また、永久カレンダーの簡略版としては、1996年にパテック フィリップが特許を取得した、年に1度、3月1日だけのカレンダー修正で済むアニュアルカレンダーや、「うるう年」の4年に1度(1461日)だけのカレンダー修正で済むセミ・パーペチュアルカレンダーがあります。


暦は「宇宙の法則」

 永久カレンダー機構は「一定の規則性があるけれど、例外もある」矛盾をはらんだグレゴリオ暦という「やっかいで複雑な世界の法則」を、歯車やカムやバネを使って忠実に再現したものです。

今ではコンピュータに代表されるLSI(大規模集積回路)を使った電子デバイス、つまりクォーツウォッチなら、この規則は回路の中にプログラムとして書き込むだけで再現できます。時計師たちはこのプログラムを、知恵を絞ってアナログな機械で実現したわけで、その叡智と工夫には脱帽します。

ところで、そもそもカレンダー(暦)とは、時間とは何でしょうか。そして、時計師たちはなぜ「矛盾をはらんだグレゴリオ暦を時計の中に組み込む」ことに情熱を傾けたのでしょうか? そして私たちはなぜ時計に惹かれるのでしょうか。

それは暦や時間がこの宇宙の、この世界を動かす根本的な「宇宙の法則」であり、時計はそれを人間の叡智で再現した機械だからです。

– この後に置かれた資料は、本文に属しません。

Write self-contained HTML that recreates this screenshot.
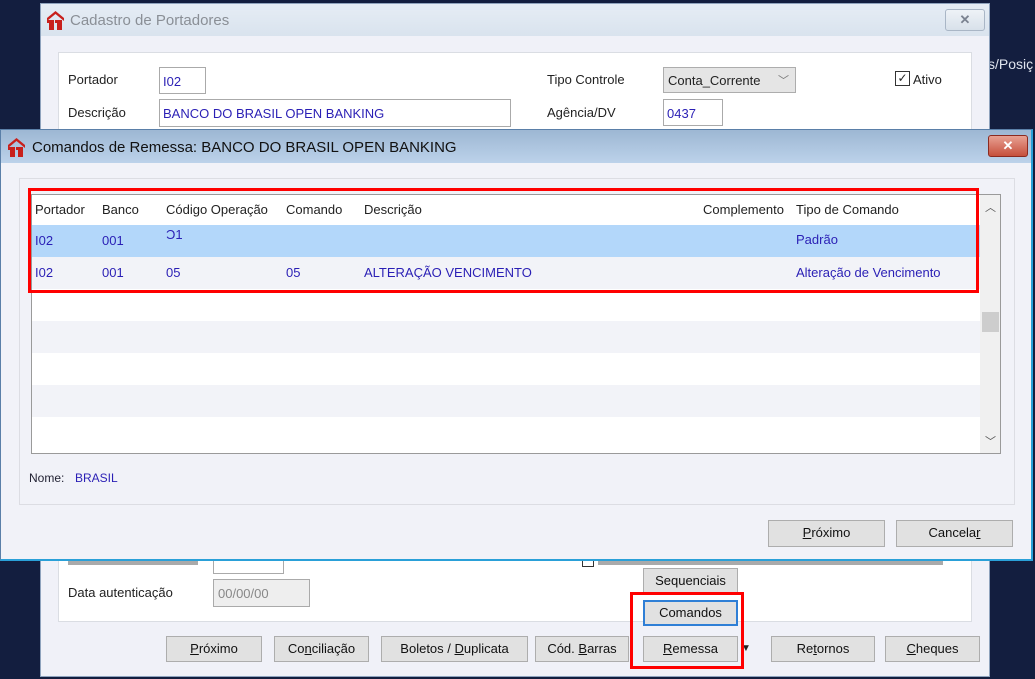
<!DOCTYPE html>
<html><head><meta charset="utf-8">
<style>
*{box-sizing:border-box;margin:0;padding:0}
body{width:1035px;height:679px;overflow:hidden;background:#131e3f;font-family:"Liberation Sans",sans-serif;font-size:13px;color:#222;position:relative}
.abs{position:absolute}
.btn{position:absolute;background:#e1e1e1;border:1px solid #adadad;text-align:center;line-height:24px;font-size:13px;color:#111}
.blue{color:#2a1fb5}
.logo{position:absolute;width:17px;height:19px}
.cell{position:absolute;top:0;line-height:30px}
</style></head><body>

<div class="abs" style="left:988px;top:56px;color:#dfe4ee;font-size:14px">s/Posiç</div>

<!-- back window -->
<div class="abs" style="left:40px;top:3px;width:950px;height:674px;background:#f0f1f8;border:1px solid #8fa3bd">
  <div class="abs" style="left:0;top:0;width:948px;height:32px;background:linear-gradient(#e6edf5,#d9e3ee)"></div>
  <svg class="logo" style="left:6px;top:7px" viewBox="0 0 17 19"><path d="M0 7 L8.5 0 L17 7 L17 10 L8.5 3 L0 10Z" fill="#c8201c"/><rect x="2" y="9" width="5" height="10" fill="#c8201c"/><rect x="10" y="9" width="5" height="10" fill="#c8201c"/><rect x="0" y="9" width="3" height="3" fill="#c8201c"/><rect x="8" y="9" width="3" height="3" fill="#c8201c"/></svg>
  <div class="abs" style="left:29px;top:8px;font-size:15px;color:#8a8f96">Cadastro de Portadores</div>
  <div class="abs" style="left:904px;top:5px;width:40px;height:22px;border:1px solid #a9b6c6;border-radius:3px;background:linear-gradient(#eef2f7,#d8e1ea);text-align:center;color:#7a8290;font-weight:bold;line-height:20px">✕</div>
  <div class="abs" style="left:17px;top:48px;width:914px;height:570px;background:#fff;border:1px solid #dadde3"></div>
</div>
<div class="abs" style="left:68px;top:72px">Portador</div>
<div class="abs" style="left:159px;top:67px;width:47px;height:27px;border:1px solid #aaa;background:#fff;padding:6px 0 0 3px"><span class="blue">I02</span></div>
<div class="abs" style="left:68px;top:105px">Descrição</div>
<div class="abs" style="left:159px;top:99px;width:352px;height:28px;border:1px solid #aaa;background:#fff;padding:6px 0 0 3px"><span class="blue">BANCO DO BRASIL OPEN BANKING</span></div>
<div class="abs" style="left:547px;top:72px">Tipo Controle</div>
<div class="abs" style="left:663px;top:67px;width:133px;height:26px;border:1px solid #adadad;background:#e5e5e5;padding:5px 0 0 4px">Conta_Corrente <span style="position:absolute;right:6px;top:4px;color:#777;font-size:11px">﹀</span></div>
<div class="abs" style="left:895px;top:71px;width:15px;height:15px;border:1px solid #333;background:#fff;font-size:12px;line-height:13px;text-align:center">✓</div>
<div class="abs" style="left:913px;top:72px">Ativo</div>
<div class="abs" style="left:547px;top:105px">Agência/DV</div>
<div class="abs" style="left:663px;top:99px;width:60px;height:27px;border:1px solid #aaa;background:#fff;padding:6px 0 0 3px"><span class="blue">0437</span></div>

<!-- lower back window content -->
<div class="abs" style="left:68px;top:561px;width:130px;height:4px;background:#555;opacity:.5"></div>
<div class="abs" style="left:213px;top:560px;width:71px;height:14px;border:1px solid #aaa;border-top:none;background:#fff"></div>
<div class="abs" style="left:582px;top:560px;width:12px;height:7px;border:1px solid #333;border-top:none"></div>
<div class="abs" style="left:598px;top:561px;width:345px;height:4px;background:#555;opacity:.5"></div>
<div class="abs" style="left:68px;top:585px">Data autenticação</div>
<div class="abs" style="left:213px;top:579px;width:97px;height:28px;border:1px solid #aaa;background:#eee;padding:6px 0 0 4px;color:#888">00/00/00</div>
<div class="btn" style="left:643px;top:568px;width:95px;height:26px">Sequenciais</div>
<div class="btn" style="left:643px;top:600px;width:95px;height:26px;border:2px solid #2f7fd6;line-height:22px">Comandos</div>
<div class="btn" style="left:643px;top:636px;width:95px;height:26px"><u>R</u>emessa</div>
<div class="abs" style="left:741px;top:643px;font-size:10px">▼</div>
<div class="btn" style="left:166px;top:636px;width:96px;height:26px"><u>P</u>róximo</div>
<div class="btn" style="left:274px;top:636px;width:95px;height:26px">Co<u>n</u>ciliação</div>
<div class="btn" style="left:381px;top:636px;width:147px;height:26px">Boletos / <u>D</u>uplicata</div>
<div class="btn" style="left:535px;top:636px;width:94px;height:26px">Cód. <u>B</u>arras</div>
<div class="btn" style="left:771px;top:636px;width:104px;height:26px">Re<u>t</u>ornos</div>
<div class="btn" style="left:885px;top:636px;width:95px;height:26px"><u>C</u>heques</div>
<div class="abs" style="left:630px;top:592px;width:114px;height:77px;border:3px solid #f00"></div>

<!-- front dialog -->
<div class="abs" style="left:0;top:129px;width:1033px;height:432px;background:#f1f2f8;border:1px solid #5a7fa8;border-bottom:2px solid #2aa0d8;border-right:2px solid #2aa0d8">
  <div class="abs" style="left:0;top:0;width:1030px;height:33px;background:linear-gradient(#9db7d3,#bcd2ea)"></div>
  <svg class="logo" style="left:7px;top:8px" viewBox="0 0 17 19"><path d="M0 7 L8.5 0 L17 7 L17 10 L8.5 3 L0 10Z" fill="#c8201c"/><rect x="2" y="9" width="5" height="10" fill="#c8201c"/><rect x="10" y="9" width="5" height="10" fill="#c8201c"/><rect x="0" y="9" width="3" height="3" fill="#c8201c"/><rect x="8" y="9" width="3" height="3" fill="#c8201c"/></svg>
  <div class="abs" style="left:31px;top:9px;font-size:15px;color:#111">Comandos de Remessa: BANCO DO BRASIL OPEN BANKING</div>
  <div class="abs" style="left:987px;top:5px;width:40px;height:22px;border:1px solid #8b2a20;border-radius:3px;background:linear-gradient(#e8a193,#c6503c);text-align:center;color:#fff;font-weight:bold;line-height:20px">✕</div>
  <div class="abs" style="left:18px;top:48px;width:996px;height:327px;border:1px solid #dcdde3"></div>
</div>

<!-- grid -->
<div class="abs" style="left:31px;top:194px;width:970px;height:260px;border:1px solid #9a9a9a;background:#fff;overflow:hidden">
  <div class="abs" style="left:0;top:0;width:948px;height:30px;background:#fff;font-size:13px">
    <div class="cell" style="left:3px">Portador</div>
    <div class="cell" style="left:70px">Banco</div>
    <div class="cell" style="left:134px">Código Operação</div>
    <div class="cell" style="left:254px">Comando</div>
    <div class="cell" style="left:332px">Descrição</div>
    <div class="cell" style="left:671px">Complemento</div>
    <div class="cell" style="left:764px">Tipo de Comando</div>
  </div>
  <div class="abs blue" style="left:0;top:30px;width:948px;height:32px;background:#b3d7fa">
    <div class="cell" style="left:3px;top:1px">I02</div><div class="cell" style="left:70px;top:1px">001</div>
    <div class="cell" style="left:134px;top:-5px">Ɔ1</div><div class="cell" style="left:764px;top:0">Padrão</div>
  </div>
  <div class="abs blue" style="left:0;top:62px;width:948px;height:32px;background:#f2f3f8">
    <div class="cell" style="left:3px;top:1px">I02</div><div class="cell" style="left:70px;top:1px">001</div>
    <div class="cell" style="left:134px;top:1px">05</div><div class="cell" style="left:254px;top:1px">05</div>
    <div class="cell" style="left:332px;top:1px">ALTERAÇÃO VENCIMENTO</div>
    <div class="cell" style="left:764px;top:1px">Alteração de Vencimento</div>
  </div>
  <div class="abs" style="left:0;top:126px;width:948px;height:32px;background:#f2f3f8"></div>
  <div class="abs" style="left:0;top:190px;width:948px;height:32px;background:#f2f3f8"></div>
  <div class="abs" style="left:948px;top:0;width:20px;height:258px;background:#f0f0f0">
    <div class="abs" style="left:5px;top:4px;font-size:11px;color:#555">︿</div>
    <div class="abs" style="left:2px;top:117px;width:17px;height:20px;background:#cdcdcd"></div>
    <div class="abs" style="left:5px;top:238px;font-size:11px;color:#555">﹀</div>
  </div>
</div>
<div class="abs" style="left:28px;top:188px;width:951px;height:105px;border:3px solid #f00"></div>

<div class="abs" style="left:29px;top:471px;font-size:12px;color:#223">Nome:</div>
<div class="abs blue" style="left:75px;top:471px;font-size:12px">BRASIL</div>
<div class="btn" style="left:768px;top:520px;width:117px;height:27px"><u>P</u>róximo</div>
<div class="btn" style="left:896px;top:520px;width:117px;height:27px">Cancela<u>r</u></div>

</body></html>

キリスト教の教会やイスラム教のモスクで生まれた時計は、自分たちが掴んだこの「宇宙の法則」を理解して自分たちの手で再現したい。そうすることでもっと神に近づきたい。そして自分たちが、その叡智を持つ存在であることを証明したいという彼らの情熱と叡智から生まれました。

機械式時計はヨーロッパ文明が生み出したもの、と思われていますが、実はイスラム文明や中国文明にも、時計という機械はありました。

この情熱と叡智は何世紀もの長い時間を経て「科学技術」となって、科学者や時計師たちの手で純粋に技術として発展を続けます。そして、100年間もその法則を再現してくれる永久カレンダー腕時計や、さらにその先にある天文表示機構付きの腕時計は、この情熱から生まれた「宇宙の法則を徹底的に再現した究極の機械」なのです。

だから時計の魅力に目覚めた時計愛好家はみな、永久カレンダー機構付きの腕時計に惹かれるのでしょう。